Task description >> Reproduce the listing below without changes, except that pictures are left out.

##########

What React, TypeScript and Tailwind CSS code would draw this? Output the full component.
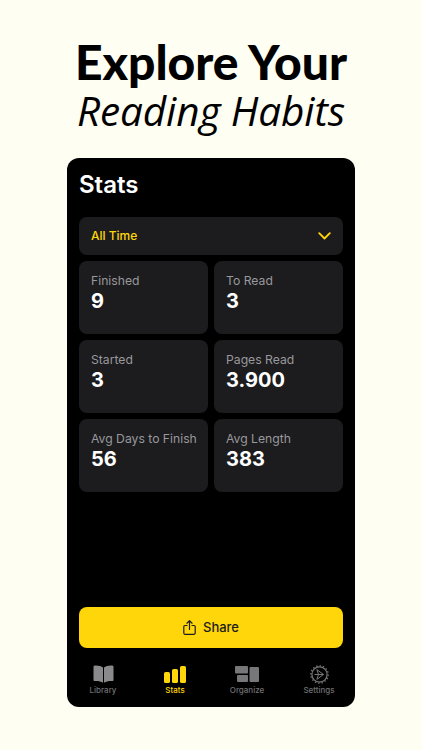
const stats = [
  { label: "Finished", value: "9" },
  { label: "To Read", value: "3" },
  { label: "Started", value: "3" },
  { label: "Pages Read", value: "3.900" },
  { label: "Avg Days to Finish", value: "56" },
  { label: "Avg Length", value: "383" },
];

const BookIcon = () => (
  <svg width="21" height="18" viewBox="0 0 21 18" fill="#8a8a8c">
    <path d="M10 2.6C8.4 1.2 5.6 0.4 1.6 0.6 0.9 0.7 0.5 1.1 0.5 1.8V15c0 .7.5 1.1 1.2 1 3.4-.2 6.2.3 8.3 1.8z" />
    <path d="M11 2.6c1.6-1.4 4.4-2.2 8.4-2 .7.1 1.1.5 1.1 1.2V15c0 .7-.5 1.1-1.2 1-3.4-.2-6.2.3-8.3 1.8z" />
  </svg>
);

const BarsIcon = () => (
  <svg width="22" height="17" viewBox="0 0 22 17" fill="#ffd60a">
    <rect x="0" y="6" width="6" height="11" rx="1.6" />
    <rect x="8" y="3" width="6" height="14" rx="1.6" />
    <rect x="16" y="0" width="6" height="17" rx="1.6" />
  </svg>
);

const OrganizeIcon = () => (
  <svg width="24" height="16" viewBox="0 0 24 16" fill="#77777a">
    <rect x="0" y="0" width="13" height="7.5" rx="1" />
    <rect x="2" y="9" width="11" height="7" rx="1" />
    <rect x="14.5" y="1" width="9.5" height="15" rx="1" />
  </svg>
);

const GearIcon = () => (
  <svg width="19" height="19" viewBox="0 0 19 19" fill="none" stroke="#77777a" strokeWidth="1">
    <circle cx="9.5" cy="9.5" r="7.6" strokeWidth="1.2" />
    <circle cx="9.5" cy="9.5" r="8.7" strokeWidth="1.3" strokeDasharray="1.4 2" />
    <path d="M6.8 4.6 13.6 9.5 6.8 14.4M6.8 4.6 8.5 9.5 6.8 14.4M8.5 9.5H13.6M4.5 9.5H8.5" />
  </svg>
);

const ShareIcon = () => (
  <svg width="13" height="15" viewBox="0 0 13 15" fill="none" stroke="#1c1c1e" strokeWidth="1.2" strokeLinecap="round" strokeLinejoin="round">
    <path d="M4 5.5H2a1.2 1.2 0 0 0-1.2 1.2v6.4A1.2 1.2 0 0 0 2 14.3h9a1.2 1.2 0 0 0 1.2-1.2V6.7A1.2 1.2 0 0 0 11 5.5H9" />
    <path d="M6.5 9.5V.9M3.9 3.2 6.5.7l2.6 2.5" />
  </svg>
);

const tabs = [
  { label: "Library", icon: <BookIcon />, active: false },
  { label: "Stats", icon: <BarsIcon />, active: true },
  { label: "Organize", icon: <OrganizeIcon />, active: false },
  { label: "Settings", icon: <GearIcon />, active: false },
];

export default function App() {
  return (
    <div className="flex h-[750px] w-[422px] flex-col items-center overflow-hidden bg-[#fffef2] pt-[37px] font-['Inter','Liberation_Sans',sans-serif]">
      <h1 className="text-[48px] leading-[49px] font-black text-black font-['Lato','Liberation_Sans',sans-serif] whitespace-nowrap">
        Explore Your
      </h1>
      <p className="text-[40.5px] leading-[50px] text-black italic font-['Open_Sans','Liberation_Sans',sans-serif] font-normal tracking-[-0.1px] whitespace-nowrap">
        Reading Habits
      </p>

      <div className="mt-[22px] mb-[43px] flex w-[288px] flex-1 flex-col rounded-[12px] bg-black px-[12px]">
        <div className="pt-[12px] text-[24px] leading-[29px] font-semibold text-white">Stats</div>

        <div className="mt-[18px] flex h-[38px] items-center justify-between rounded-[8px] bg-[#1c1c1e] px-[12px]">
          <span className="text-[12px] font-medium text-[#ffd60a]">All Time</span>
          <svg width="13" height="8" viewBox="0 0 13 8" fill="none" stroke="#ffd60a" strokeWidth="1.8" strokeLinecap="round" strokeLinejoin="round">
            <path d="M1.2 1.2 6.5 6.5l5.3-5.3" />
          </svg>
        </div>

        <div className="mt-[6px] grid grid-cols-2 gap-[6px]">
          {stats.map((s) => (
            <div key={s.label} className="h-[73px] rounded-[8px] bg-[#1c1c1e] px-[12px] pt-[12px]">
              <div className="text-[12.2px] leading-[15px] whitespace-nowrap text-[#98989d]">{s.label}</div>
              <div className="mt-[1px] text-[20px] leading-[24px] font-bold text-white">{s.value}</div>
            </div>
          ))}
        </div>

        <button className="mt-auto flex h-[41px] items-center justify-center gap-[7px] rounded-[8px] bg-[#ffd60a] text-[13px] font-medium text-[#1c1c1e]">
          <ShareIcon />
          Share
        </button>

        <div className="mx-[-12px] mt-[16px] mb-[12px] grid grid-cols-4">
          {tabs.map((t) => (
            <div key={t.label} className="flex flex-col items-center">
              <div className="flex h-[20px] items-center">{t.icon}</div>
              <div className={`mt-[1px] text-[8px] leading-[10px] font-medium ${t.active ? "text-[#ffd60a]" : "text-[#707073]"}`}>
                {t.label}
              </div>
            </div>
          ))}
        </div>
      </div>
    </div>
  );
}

##########

Response for this exercise >>
What React, TypeScript and Tailwind CSS code would draw this? Output the full component.
const stats = [
  { label: "Finished", value: "9" },
  { label: "To Read", value: "3" },
  { label: "Started", value: "3" },
  { label: "Pages Read", value: "3.900" },
  { label: "Avg Days to Finish", value: "56" },
  { label: "Avg Length", value: "383" },
];

const BookIcon = () => (
  <svg width="21" height="18" viewBox="0 0 21 18" fill="#8a8a8c">
    <path d="M10 2.6C8.4 1.2 5.6 0.4 1.6 0.6 0.9 0.7 0.5 1.1 0.5 1.8V15c0 .7.5 1.1 1.2 1 3.4-.2 6.2.3 8.3 1.8z" />
    <path d="M11 2.6c1.6-1.4 4.4-2.2 8.4-2 .7.1 1.1.5 1.1 1.2V15c0 .7-.5 1.1-1.2 1-3.4-.2-6.2.3-8.3 1.8z" />
  </svg>
);

const BarsIcon = () => (
  <svg width="22" height="17" viewBox="0 0 22 17" fill="#ffd60a">
    <rect x="0" y="6" width="6" height="11" rx="1.6" />
    <rect x="8" y="3" width="6" height="14" rx="1.6" />
    <rect x="16" y="0" width="6" height="17" rx="1.6" />
  </svg>
);

const OrganizeIcon = () => (
  <svg width="24" height="16" viewBox="0 0 24 16" fill="#77777a">
    <rect x="0" y="0" width="13" height="7.5" rx="1" />
    <rect x="2" y="9" width="11" height="7" rx="1" />
    <rect x="14.5" y="1" width="9.5" height="15" rx="1" />
  </svg>
);

const GearIcon = () => (
  <svg width="19" height="19" viewBox="0 0 19 19" fill="none" stroke="#77777a" strokeWidth="1">
    <circle cx="9.5" cy="9.5" r="7.6" strokeWidth="1.2" />
    <circle cx="9.5" cy="9.5" r="8.7" strokeWidth="1.3" strokeDasharray="1.4 2" />
    <path d="M6.8 4.6 13.6 9.5 6.8 14.4M6.8 4.6 8.5 9.5 6.8 14.4M8.5 9.5H13.6M4.5 9.5H8.5" />
  </svg>
);

const ShareIcon = () => (
  <svg width="13" height="15" viewBox="0 0 13 15" fill="none" stroke="#1c1c1e" strokeWidth="1.2" strokeLinecap="round" strokeLinejoin="round">
    <path d="M4 5.5H2a1.2 1.2 0 0 0-1.2 1.2v6.4A1.2 1.2 0 0 0 2 14.3h9a1.2 1.2 0 0 0 1.2-1.2V6.7A1.2 1.2 0 0 0 11 5.5H9" />
    <path d="M6.5 9.5V.9M3.9 3.2 6.5.7l2.6 2.5" />
  </svg>
);

const tabs = [
  { label: "Library", icon: <BookIcon />, active: false },
  { label: "Stats", icon: <BarsIcon />, active: true },
  { label: "Organize", icon: <OrganizeIcon />, active: false },
  { label: "Settings", icon: <GearIcon />, active: false },
];

export default function App() {
  return (
    <div className="flex h-[750px] w-[422px] flex-col items-center overflow-hidden bg-[#fffef2] pt-[37px] font-['Inter','Liberation_Sans',sans-serif]">
      <h1 className="text-[48px] leading-[49px] font-black text-black font-['Lato','Liberation_Sans',sans-serif] whitespace-nowrap">
        Explore Your
      </h1>
      <p className="text-[40.5px] leading-[50px] text-black italic font-['Open_Sans','Liberation_Sans',sans-serif] font-normal tracking-[-0.1px] whitespace-nowrap">
        Reading Habits
      </p>

      <div className="mt-[22px] mb-[43px] flex w-[288px] flex-1 flex-col rounded-[12px] bg-black px-[12px]">
        <div className="pt-[12px] text-[24px] leading-[29px] font-semibold text-white">Stats</div>

        <div className="mt-[18px] flex h-[38px] items-center justify-between rounded-[8px] bg-[#1c1c1e] px-[12px]">
          <span className="text-[12px] font-medium text-[#ffd60a]">All Time</span>
          <svg width="13" height="8" viewBox="0 0 13 8" fill="none" stroke="#ffd60a" strokeWidth="1.8" strokeLinecap="round" strokeLinejoin="round">
            <path d="M1.2 1.2 6.5 6.5l5.3-5.3" />
          </svg>
        </div>

        <div className="mt-[6px] grid grid-cols-2 gap-[6px]">
          {stats.map((s) => (
            <div key={s.label} className="h-[73px] rounded-[8px] bg-[#1c1c1e] px-[12px] pt-[12px]">
              <div className="text-[12.2px] leading-[15px] whitespace-nowrap text-[#98989d]">{s.label}</div>
              <div className="mt-[1px] text-[20px] leading-[24px] font-bold text-white">{s.value}</div>
            </div>
          ))}
        </div>

        <button className="mt-auto flex h-[41px] items-center justify-center gap-[7px] rounded-[8px] bg-[#ffd60a] text-[13px] font-medium text-[#1c1c1e]">
          <ShareIcon />
          Share
        </button>

        <div className="mx-[-12px] mt-[16px] mb-[12px] grid grid-cols-4">
          {tabs.map((t) => (
            <div key={t.label} className="flex flex-col items-center">
              <div className="flex h-[20px] items-center">{t.icon}</div>
              <div className={`mt-[1px] text-[8px] leading-[10px] font-medium ${t.active ? "text-[#ffd60a]" : "text-[#707073]"}`}>
                {t.label}
              </div>
            </div>
          ))}
        </div>
      </div>
    </div>
  );
}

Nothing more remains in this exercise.